Título: 'Nações que mudam regras toda hora vivem em crise'
Autor: Hahn, Sandra
Fonte: O Estado de São Paulo, 18/04/2007, Nacional, p. A7

Discutir agora o fim da reeleição é uma péssima idéia. É a vitória do casuísmo, dos acertos entre interesses políticos do momento. O que o País precisa é de um Estado sólido, que só será alcançado com instituições permanentes e impessoais - e isso leva tempo para amadurecer e assentar. A avaliação é do cientista político Charles Pessanha, professor da Universidade Federal do Rio de Janeiro. 'Nações que mudam as regras a toda hora não criam instituições e vivem mergulhadas em crises', diz ele. Leia entrevista a seguir:

Acabar com a reeleição presidencial é uma boa idéia?

É uma péssima idéia. Casuística, prejudicial, fora de hora.

Por quê?

Porque um dos princípios fundamentais de um Estado é o desenvolvimento de instituições permanentes e impessoais, e isso leva tempo. Essas instituições são a base sobre a qual tudo o mais se assenta. Elas precisam ser testadas em situações diversas. Por isso há povos que têm Estados e outros que não. Os Estados Unidos fizeram uma Constituição em 1788 e a mudaram pouquíssimo desde então. França e Inglaterra formaram seus Estados de maneira sólida, na Idade Moderna, porque souberam respeitar as leis que criaram. Nações que mudam as regras a toda hora vivem mergulhadas em crises políticas.

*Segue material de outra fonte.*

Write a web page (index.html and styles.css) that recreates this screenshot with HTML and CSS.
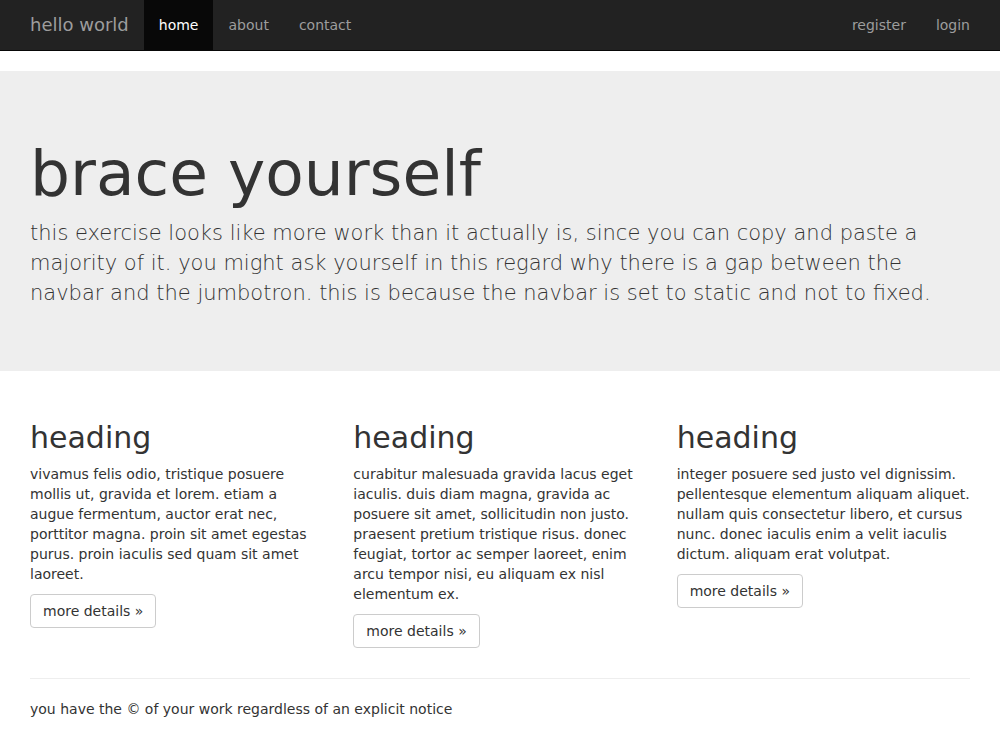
FILE: index.html
```html
<!DOCTYPE html>
<html>
<head>
<meta charset="utf-8">
<title>hello world</title>
<link rel="stylesheet" href="styles.css">
</head>
<body>
<nav class="navbar">
  <div class="container nav-inner">
    <a class="brand" href="#">hello world</a>
    <ul class="nav">
      <li><a class="active" href="#">home</a></li>
      <li><a href="#">about</a></li>
      <li><a href="#">contact</a></li>
    </ul>
    <ul class="nav nav-right">
      <li><a href="#">register</a></li>
      <li><a href="#">login</a></li>
    </ul>
  </div>
</nav>
<div class="jumbotron">
  <div class="container">
    <h1>brace yourself</h1>
    <p class="lead">this exercise looks like more work than it actually is, since you can copy and paste a majority of it. you might ask yourself in this regard why there is a gap between the navbar and the jumbotron. this is because the navbar is set to static and not to fixed.</p>
  </div>
</div>
<div class="container">
  <div class="row">
    <div class="col">
      <h2>heading</h2>
      <p>vivamus felis odio, tristique posuere mollis ut, gravida et lorem. etiam a augue fermentum, auctor erat nec, porttitor magna. proin sit amet egestas purus. proin iaculis sed quam sit amet laoreet.</p>
      <p><a class="btn" href="#">more details &raquo;</a></p>
    </div>
    <div class="col">
      <h2>heading</h2>
      <p>curabitur malesuada gravida lacus eget iaculis. duis diam magna, gravida ac posuere sit amet, sollicitudin non justo. praesent pretium tristique risus. donec feugiat, tortor ac semper laoreet, enim arcu tempor nisi, eu aliquam ex nisl elementum ex.</p>
      <p><a class="btn" href="#">more details &raquo;</a></p>
    </div>
    <div class="col">
      <h2>heading</h2>
      <p>integer posuere sed justo vel dignissim. pellentesque elementum aliquam aliquet. nullam quis consectetur libero, et cursus nunc. donec iaculis enim a velit iaculis dictum. aliquam erat volutpat.</p>
      <p><a class="btn" href="#">more details &raquo;</a></p>
    </div>
  </div>
  <hr class="rule">
  <footer class="footer">
    <p>you have the &copy; of your work regardless of an explicit notice</p>
  </footer>
</div>
</body>
</html>
```
FILE: styles.css
```css
* { box-sizing: border-box; }
html, body { margin: 0; padding: 0; }
body {
  font-family: "DejaVu Sans", sans-serif;
  font-size: 14px;
  line-height: 1.42857143;
  color: #333;
  background: #fff;
}
a { text-decoration: none; }
.container {
  width: 970px;
  margin: 0 auto;
  padding: 0 15px;
}
.navbar {
  background: #222;
  border-bottom: 1px solid #080808;
  height: 51px;
  margin-bottom: 20px;
}
.nav-inner {
  display: flex;
  align-items: stretch;
  height: 50px;
}
.brand {
  display: block;
  padding: 15px 15px;
  margin-left: -15px;
  font-size: 18px;
  line-height: 20px;
  height: 50px;
  color: #9d9d9d;
}
.nav {
  display: flex;
  list-style: none;
  margin: 0;
  padding: 0;
}
.nav a {
  display: block;
  padding: 15px;
  line-height: 20px;
  height: 50px;
  color: #9d9d9d;
}
.nav a.active {
  background: #080808;
  color: #fff;
}
.nav-right {
  margin-left: auto;
  margin-right: -15px;
}
.jumbotron {
  background: #eee;
  padding: 48px 0;
  margin-bottom: 30px;
}
.jumbotron h1 {
  font-size: 63px;
  line-height: 1.1;
  font-weight: 500;
  margin: 20px 0 10px;
}
.lead {
  font-size: 21px;
  line-height: 1.42857143;
  font-weight: 200;
  margin: 0 0 15px;
}
.row {
  display: flex;
  margin: 0 -15px;
}
.col {
  flex: 1 1 0;
  padding: 0 15px;
}
.col h2 {
  font-size: 30px;
  line-height: 1.1;
  font-weight: 500;
  margin: 20px 0 10px;
}
.col p {
  margin: 0 0 10px;
}
.btn {
  display: inline-block;
  padding: 6px 12px;
  font-size: 14px;
  line-height: 1.42857143;
  color: #333;
  background: #fff;
  border: 1px solid #ccc;
  border-radius: 4px;
}
.rule {
  margin: 20px 0;
  border: 0;
  border-top: 1px solid #eee;
}
.footer p {
  margin: 0 0 10px;
}
```
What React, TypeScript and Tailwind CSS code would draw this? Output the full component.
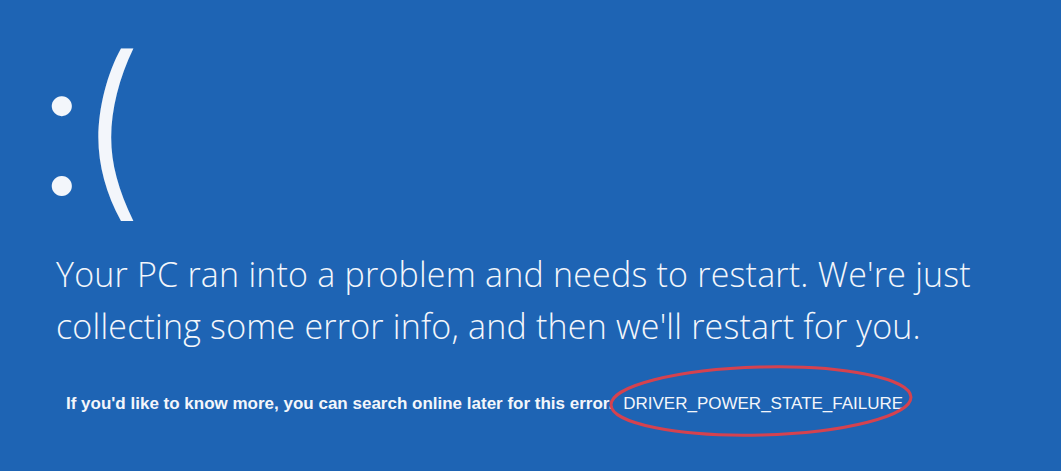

Por que o Brasil muda tanto essas regras?

É uma característica histórica. Vamos fazer uma conta só de 1946 para cá, depois da queda da ditadura Vargas. A Constituição de 46 estabeleceu cinco anos de mandato. Isso valeu até o governo Geisel, já no regime militar. Aí Geisel deu seis anos ao sucessor, João Figueiredo. Foi terrível. Figueiredo vivia entediado com o poder. Dizia sempre que ia 'chamar o (general) Pires', ou seja, recorrer aos militares, para resolver qualquer coisa. Em seguida, a Constituição de 1988 estabeleceu quatro anos sem reeleição. O presidente José Sarney queria aumentar para seis e ficamos com cinco.

E isso durou só alguns anos.

Sim, pois no final de maio de 1994, temendo-se que Lula ganhasse a presidência, o Congresso aprovou quatro anos sem reeleição. Mas como Fernando Henrique Cardoso virou o jogo e venceu, os mesmos líderes que haviam aprovado os quatro anos sem reeleição passaram a pedir reeleição em 1997. E criaram uma conturbação geral, estendendo a medida a governos estaduais e prefeituras.

E agora o ministro Tarso Genro quer mudar de novo...

É lamentável que a Constituição de 88 esteja sendo tratada dessa maneira e é uma pena que um ministro da Justiça esteja metido nisso. Ele deveria zelar pela seriedade das regras. Seria preciso esperar que as regras em vigor decantassem, mostrassem suas virtudes e limitações. Mas o que vemos de novo são acertos entre grupos políticos movidos por interesses do momento.

Qual o problema com o mandato de cinco anos?

À parte essa constante alteração das regras, vamos criar de novo as eleições solteiras, nas quais a escolha de presidentes ou governadores e prefeitos ocorrem em anos diferentes. Já se comprovou que isso abre caminho para aventureiros, para incertezas políticas. A eleição solteira abre espaço para o personalismo. Em 1989, ela nos deu Fernando Collor. As eleições casadas priorizam programas, estimulam acordos entre grandes forças políticas. Nelas, as instituições ficam acima dos atores políticos.

Quem é: Charles Pessanha

É professor de Ciência Política na Universidade Federal do Rio de Janeiro (UFRJ). Fez doutorado na USP e pós-doutorado na University of London

É editor da revista Dados, do Instituto Universitário de Pesquisas do Rio (Iuperj).